Set task: Take every line from the listing below that contains "index".
----------------
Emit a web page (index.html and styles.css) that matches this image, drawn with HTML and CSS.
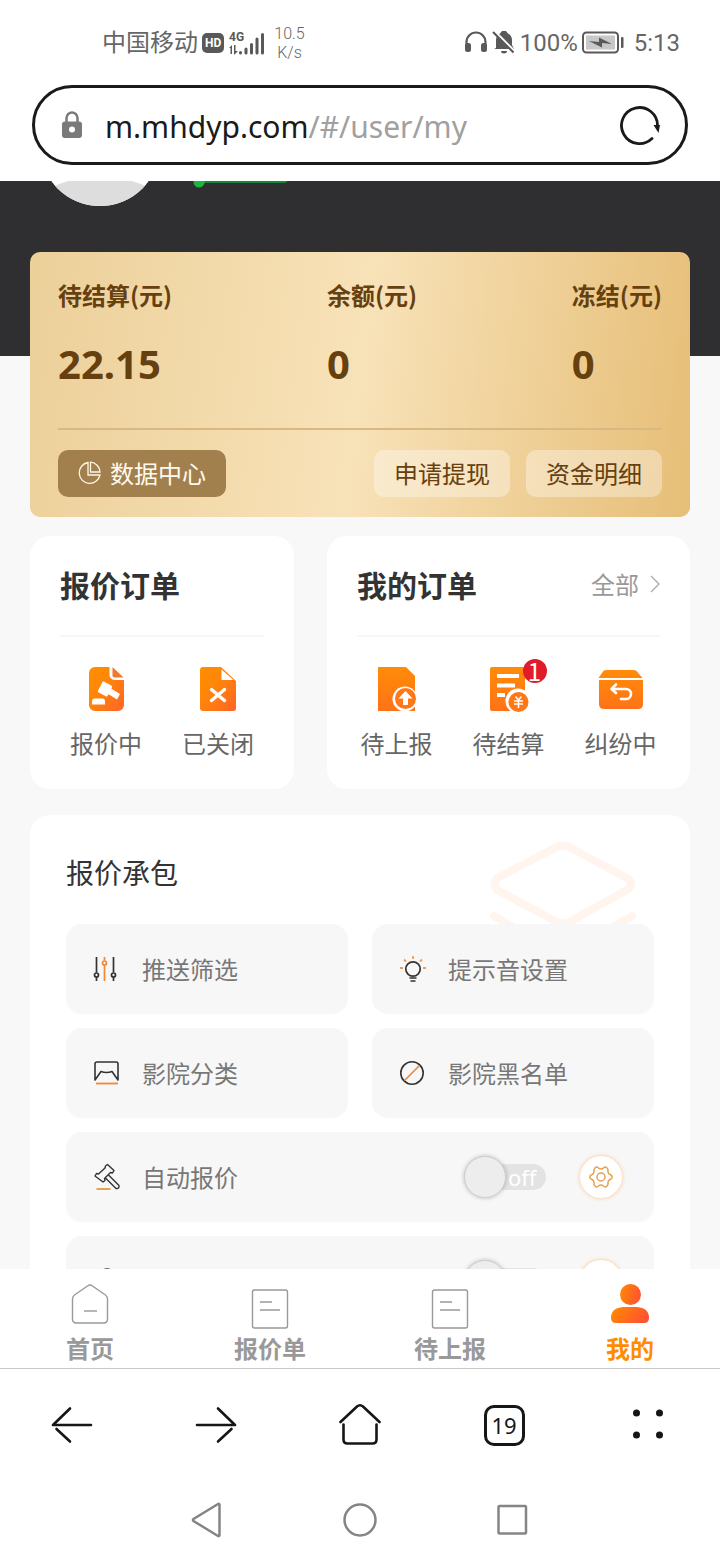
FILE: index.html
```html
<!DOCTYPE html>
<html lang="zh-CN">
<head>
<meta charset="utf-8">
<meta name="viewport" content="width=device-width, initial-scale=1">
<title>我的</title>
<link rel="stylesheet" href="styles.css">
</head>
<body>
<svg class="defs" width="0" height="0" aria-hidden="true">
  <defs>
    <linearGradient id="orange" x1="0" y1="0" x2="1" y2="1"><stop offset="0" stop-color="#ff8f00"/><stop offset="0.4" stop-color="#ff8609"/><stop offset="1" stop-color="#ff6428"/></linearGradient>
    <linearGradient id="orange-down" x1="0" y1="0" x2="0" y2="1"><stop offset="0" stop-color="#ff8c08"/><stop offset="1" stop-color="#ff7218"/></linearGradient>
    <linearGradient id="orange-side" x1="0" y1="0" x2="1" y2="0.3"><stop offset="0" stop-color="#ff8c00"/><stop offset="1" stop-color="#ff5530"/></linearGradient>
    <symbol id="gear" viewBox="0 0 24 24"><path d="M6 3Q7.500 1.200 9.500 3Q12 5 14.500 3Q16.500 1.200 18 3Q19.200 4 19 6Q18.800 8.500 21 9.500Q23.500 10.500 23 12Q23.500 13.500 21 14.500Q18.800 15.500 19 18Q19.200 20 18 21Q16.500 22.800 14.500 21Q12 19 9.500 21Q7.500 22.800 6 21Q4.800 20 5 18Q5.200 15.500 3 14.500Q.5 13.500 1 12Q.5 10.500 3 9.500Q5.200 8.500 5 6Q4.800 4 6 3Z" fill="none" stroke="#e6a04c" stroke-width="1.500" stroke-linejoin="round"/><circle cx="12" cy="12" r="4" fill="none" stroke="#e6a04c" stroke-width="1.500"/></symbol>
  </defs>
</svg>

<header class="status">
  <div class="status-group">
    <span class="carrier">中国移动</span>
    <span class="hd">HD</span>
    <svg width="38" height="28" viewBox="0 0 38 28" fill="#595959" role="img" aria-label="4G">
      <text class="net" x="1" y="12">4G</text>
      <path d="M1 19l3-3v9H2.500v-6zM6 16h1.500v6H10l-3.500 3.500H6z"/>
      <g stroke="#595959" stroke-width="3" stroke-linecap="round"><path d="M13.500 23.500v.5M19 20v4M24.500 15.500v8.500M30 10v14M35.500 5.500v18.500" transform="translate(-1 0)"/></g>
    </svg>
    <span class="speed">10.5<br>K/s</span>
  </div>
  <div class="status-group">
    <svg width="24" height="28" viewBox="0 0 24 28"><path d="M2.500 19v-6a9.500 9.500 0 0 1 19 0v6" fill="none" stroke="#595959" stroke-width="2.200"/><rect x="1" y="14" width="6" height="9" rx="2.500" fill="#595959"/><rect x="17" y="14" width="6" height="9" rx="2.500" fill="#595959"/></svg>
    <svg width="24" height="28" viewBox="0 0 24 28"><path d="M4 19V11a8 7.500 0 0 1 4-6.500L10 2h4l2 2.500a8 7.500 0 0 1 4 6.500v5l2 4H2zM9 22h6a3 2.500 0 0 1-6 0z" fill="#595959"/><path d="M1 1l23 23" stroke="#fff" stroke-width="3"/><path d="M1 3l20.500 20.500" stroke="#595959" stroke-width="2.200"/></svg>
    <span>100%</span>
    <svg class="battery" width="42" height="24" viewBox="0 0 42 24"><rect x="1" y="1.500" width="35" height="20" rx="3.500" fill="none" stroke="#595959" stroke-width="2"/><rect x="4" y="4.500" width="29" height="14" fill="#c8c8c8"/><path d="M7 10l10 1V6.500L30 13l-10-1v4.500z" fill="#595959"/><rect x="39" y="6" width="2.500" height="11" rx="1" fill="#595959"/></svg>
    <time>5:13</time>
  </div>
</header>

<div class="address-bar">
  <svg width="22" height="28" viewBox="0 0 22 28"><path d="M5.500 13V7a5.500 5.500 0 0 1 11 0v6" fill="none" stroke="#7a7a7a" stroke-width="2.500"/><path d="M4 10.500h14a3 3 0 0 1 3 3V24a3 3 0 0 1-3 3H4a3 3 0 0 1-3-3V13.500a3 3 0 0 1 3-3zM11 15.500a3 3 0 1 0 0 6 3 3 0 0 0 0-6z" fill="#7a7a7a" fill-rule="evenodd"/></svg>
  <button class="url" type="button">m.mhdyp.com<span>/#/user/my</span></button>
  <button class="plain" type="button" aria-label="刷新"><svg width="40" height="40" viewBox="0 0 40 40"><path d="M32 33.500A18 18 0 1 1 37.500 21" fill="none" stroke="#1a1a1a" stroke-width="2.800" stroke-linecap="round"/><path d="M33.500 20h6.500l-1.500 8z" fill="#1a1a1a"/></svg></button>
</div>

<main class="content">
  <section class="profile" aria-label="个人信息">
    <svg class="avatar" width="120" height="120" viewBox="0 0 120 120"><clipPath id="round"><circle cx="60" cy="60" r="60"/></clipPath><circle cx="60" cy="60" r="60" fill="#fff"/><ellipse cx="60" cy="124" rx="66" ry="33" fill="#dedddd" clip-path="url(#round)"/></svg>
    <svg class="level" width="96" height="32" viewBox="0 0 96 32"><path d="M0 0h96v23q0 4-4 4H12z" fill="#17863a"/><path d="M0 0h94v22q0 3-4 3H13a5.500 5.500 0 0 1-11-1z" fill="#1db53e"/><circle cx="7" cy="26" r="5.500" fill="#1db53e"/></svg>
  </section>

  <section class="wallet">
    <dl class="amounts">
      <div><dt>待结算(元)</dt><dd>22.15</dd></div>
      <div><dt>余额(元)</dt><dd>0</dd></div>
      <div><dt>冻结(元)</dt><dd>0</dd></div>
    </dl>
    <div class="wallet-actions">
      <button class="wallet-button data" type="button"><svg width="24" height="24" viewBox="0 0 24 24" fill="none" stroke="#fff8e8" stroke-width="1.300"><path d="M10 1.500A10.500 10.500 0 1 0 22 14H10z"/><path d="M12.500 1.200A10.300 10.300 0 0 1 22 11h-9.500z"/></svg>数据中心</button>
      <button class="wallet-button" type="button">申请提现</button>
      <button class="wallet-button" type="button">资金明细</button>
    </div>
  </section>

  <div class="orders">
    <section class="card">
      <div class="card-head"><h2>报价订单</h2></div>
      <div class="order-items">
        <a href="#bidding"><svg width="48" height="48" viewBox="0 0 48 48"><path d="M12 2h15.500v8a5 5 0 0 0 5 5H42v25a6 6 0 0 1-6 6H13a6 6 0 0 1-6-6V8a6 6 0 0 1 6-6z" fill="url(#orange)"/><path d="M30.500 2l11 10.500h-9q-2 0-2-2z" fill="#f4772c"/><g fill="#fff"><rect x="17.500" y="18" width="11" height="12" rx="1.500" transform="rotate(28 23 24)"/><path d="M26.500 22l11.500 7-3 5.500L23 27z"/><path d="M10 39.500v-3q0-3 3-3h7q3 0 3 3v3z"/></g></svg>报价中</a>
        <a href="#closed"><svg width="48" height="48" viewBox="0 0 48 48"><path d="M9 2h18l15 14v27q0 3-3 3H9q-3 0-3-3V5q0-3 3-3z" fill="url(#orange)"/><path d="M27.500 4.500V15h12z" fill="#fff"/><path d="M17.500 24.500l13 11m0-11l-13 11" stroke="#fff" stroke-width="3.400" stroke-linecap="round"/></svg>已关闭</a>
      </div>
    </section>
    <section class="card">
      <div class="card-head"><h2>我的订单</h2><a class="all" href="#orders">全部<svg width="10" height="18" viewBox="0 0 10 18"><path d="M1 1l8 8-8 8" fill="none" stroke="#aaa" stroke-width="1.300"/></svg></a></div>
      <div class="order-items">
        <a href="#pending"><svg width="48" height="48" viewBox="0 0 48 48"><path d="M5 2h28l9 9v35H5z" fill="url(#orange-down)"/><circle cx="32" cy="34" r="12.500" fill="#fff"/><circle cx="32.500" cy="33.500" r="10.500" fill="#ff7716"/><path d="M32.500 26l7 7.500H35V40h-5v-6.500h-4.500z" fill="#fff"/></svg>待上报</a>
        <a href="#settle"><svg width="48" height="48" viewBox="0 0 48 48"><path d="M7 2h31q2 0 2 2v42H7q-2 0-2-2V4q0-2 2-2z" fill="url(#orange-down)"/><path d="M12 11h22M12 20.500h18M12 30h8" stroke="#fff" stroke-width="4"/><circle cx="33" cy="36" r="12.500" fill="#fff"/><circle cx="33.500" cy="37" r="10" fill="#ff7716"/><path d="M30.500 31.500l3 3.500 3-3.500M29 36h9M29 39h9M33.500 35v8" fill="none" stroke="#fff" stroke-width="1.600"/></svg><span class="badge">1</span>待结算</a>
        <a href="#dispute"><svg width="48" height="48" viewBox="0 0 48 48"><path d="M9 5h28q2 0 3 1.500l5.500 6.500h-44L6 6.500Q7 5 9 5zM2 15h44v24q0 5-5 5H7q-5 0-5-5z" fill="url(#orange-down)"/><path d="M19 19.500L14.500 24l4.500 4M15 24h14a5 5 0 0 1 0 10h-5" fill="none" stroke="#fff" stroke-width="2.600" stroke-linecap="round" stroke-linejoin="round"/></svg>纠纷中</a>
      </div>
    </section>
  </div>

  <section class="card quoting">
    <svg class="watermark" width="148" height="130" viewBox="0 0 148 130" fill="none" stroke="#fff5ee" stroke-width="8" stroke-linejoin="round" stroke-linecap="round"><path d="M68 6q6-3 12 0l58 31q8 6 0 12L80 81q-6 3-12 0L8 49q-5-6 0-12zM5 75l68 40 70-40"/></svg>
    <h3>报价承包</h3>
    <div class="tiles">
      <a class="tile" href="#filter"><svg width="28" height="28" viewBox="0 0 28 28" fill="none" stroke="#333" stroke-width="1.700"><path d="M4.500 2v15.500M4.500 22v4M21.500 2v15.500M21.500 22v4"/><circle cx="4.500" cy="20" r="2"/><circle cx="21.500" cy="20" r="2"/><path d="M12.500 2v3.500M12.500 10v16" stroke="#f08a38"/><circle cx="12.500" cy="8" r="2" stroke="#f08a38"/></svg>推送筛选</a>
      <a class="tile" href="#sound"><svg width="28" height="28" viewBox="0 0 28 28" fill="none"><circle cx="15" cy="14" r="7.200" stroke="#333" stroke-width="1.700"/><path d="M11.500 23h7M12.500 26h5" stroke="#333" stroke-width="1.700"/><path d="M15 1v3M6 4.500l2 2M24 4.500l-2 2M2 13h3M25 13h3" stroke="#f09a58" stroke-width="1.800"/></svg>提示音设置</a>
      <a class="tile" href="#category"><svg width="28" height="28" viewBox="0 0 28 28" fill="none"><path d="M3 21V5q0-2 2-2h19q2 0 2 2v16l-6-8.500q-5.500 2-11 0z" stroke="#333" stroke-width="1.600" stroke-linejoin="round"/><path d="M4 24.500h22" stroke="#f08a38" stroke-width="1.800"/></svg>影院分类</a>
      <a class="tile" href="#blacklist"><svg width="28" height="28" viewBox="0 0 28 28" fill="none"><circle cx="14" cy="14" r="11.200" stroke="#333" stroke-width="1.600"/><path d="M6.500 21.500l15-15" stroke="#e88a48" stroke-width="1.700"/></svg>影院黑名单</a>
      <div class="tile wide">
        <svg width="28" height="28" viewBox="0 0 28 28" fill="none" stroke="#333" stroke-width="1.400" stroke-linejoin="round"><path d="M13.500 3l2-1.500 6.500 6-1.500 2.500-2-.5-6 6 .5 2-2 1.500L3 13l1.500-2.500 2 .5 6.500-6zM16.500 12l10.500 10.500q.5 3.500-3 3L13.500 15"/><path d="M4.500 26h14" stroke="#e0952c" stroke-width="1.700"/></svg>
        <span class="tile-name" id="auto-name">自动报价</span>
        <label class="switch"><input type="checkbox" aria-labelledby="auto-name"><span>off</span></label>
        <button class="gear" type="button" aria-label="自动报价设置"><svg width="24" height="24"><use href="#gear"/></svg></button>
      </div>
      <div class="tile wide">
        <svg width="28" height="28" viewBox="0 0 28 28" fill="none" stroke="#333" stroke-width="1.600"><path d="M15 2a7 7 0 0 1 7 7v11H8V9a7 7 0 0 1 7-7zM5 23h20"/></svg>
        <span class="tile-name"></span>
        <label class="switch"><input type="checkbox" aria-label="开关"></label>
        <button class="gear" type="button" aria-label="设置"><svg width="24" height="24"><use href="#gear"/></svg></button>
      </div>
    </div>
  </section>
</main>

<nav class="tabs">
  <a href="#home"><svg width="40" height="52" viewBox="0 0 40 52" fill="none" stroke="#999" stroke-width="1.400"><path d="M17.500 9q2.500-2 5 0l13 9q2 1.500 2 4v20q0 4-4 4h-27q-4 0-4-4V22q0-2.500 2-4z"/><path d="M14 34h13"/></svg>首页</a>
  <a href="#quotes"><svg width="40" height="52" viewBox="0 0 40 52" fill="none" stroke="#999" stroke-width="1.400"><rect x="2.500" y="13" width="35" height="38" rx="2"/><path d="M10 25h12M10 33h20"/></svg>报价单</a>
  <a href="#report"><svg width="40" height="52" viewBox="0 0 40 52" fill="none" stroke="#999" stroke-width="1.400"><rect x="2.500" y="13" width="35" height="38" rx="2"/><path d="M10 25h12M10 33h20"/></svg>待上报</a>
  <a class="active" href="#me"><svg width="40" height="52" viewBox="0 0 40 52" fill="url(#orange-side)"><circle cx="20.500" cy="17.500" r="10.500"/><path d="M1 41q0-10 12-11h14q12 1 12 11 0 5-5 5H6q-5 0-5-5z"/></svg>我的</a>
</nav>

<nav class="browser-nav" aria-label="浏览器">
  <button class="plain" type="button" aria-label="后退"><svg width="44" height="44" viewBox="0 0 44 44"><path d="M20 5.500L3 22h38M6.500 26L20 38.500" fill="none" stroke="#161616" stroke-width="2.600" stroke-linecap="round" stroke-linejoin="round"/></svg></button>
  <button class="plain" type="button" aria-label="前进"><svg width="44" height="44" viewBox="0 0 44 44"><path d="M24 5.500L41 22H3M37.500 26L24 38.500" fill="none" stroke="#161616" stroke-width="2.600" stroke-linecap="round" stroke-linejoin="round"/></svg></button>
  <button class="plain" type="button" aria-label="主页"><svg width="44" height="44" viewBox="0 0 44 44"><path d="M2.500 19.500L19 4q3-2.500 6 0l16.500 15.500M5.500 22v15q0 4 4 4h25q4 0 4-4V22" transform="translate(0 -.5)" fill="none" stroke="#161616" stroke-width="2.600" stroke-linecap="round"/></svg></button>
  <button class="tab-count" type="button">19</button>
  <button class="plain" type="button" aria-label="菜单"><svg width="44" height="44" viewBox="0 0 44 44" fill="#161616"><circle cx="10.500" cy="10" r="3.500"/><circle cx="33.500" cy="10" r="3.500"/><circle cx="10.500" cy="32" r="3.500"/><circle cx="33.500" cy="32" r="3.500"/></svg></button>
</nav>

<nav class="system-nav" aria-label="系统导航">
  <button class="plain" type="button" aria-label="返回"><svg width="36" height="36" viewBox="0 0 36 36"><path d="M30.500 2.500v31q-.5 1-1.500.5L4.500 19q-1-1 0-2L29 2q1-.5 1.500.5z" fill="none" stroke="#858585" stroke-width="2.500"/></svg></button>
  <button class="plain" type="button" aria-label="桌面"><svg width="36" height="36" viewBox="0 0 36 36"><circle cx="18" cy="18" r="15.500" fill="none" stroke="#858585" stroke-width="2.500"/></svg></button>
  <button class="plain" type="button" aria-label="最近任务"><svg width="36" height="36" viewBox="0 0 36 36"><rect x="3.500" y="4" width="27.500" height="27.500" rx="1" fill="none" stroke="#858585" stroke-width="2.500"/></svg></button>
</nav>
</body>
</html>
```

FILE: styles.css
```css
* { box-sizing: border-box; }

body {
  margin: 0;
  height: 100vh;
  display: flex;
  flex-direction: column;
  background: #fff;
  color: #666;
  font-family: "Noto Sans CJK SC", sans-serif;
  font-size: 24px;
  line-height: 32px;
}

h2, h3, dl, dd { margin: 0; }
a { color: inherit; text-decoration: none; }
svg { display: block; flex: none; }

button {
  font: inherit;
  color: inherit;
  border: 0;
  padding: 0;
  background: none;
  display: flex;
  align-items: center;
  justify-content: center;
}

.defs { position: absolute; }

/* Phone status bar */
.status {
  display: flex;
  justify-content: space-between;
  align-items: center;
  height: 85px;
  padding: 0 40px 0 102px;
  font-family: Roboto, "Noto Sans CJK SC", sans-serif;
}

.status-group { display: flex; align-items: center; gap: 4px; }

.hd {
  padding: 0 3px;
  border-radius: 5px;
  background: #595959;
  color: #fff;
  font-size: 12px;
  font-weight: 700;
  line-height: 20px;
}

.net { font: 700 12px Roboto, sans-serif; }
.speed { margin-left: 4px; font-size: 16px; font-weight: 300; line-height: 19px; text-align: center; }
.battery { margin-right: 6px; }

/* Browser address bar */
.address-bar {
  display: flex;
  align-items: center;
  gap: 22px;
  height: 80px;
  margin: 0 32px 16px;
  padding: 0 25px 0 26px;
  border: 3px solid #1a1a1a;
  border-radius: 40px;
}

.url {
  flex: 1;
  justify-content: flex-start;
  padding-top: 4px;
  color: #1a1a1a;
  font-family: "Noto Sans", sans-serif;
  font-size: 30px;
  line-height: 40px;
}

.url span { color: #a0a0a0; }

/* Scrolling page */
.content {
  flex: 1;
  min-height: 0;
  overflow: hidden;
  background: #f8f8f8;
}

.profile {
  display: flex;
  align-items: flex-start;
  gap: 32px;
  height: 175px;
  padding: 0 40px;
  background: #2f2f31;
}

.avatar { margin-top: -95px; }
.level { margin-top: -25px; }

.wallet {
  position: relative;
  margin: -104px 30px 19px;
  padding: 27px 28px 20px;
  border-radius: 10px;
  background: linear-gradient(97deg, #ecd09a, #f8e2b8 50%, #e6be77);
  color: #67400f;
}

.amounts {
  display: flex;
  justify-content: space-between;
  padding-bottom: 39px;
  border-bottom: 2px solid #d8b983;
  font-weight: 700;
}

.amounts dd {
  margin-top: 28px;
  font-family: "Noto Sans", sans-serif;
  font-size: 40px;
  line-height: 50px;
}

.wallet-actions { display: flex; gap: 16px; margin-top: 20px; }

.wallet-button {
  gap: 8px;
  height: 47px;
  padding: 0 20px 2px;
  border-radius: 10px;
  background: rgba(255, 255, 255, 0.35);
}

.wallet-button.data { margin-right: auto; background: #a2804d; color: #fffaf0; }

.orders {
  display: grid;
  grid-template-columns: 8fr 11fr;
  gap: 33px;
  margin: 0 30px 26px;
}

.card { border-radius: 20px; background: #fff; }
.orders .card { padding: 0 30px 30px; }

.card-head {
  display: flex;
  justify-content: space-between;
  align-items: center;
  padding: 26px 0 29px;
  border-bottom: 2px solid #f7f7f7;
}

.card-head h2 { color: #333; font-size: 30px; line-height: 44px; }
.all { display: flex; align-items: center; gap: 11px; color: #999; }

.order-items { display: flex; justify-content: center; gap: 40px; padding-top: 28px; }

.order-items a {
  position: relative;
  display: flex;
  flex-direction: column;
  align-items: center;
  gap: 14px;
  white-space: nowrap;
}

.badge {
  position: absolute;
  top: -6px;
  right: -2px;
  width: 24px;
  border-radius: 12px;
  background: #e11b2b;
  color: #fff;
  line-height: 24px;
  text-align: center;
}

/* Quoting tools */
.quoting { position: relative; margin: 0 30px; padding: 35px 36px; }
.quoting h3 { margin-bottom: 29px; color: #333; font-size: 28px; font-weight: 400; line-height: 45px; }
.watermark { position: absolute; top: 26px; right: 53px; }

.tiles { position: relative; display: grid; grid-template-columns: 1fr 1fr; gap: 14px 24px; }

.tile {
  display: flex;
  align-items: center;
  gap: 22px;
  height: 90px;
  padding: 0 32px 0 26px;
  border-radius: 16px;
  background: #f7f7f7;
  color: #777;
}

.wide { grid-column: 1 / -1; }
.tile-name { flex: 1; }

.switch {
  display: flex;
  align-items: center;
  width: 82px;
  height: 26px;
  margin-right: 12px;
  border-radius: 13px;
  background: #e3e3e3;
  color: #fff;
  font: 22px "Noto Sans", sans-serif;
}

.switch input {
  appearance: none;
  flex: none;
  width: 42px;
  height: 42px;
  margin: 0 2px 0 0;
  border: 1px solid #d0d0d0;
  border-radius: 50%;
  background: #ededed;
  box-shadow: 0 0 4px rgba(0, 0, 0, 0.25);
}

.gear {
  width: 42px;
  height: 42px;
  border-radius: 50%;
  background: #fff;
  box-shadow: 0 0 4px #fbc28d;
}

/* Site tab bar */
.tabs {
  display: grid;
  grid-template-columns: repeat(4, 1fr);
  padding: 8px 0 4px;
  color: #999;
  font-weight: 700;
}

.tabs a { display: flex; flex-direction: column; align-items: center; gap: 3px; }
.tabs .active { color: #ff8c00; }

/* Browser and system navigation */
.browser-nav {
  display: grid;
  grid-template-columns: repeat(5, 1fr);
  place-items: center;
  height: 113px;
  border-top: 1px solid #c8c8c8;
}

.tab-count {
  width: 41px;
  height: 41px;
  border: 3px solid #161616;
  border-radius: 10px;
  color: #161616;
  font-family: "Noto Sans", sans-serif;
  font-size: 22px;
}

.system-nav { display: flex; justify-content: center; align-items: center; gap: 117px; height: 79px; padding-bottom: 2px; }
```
----------------
Answer below:
Emit a web page (index.html and styles.css) that matches this image, drawn with HTML and CSS.
FILE: index.html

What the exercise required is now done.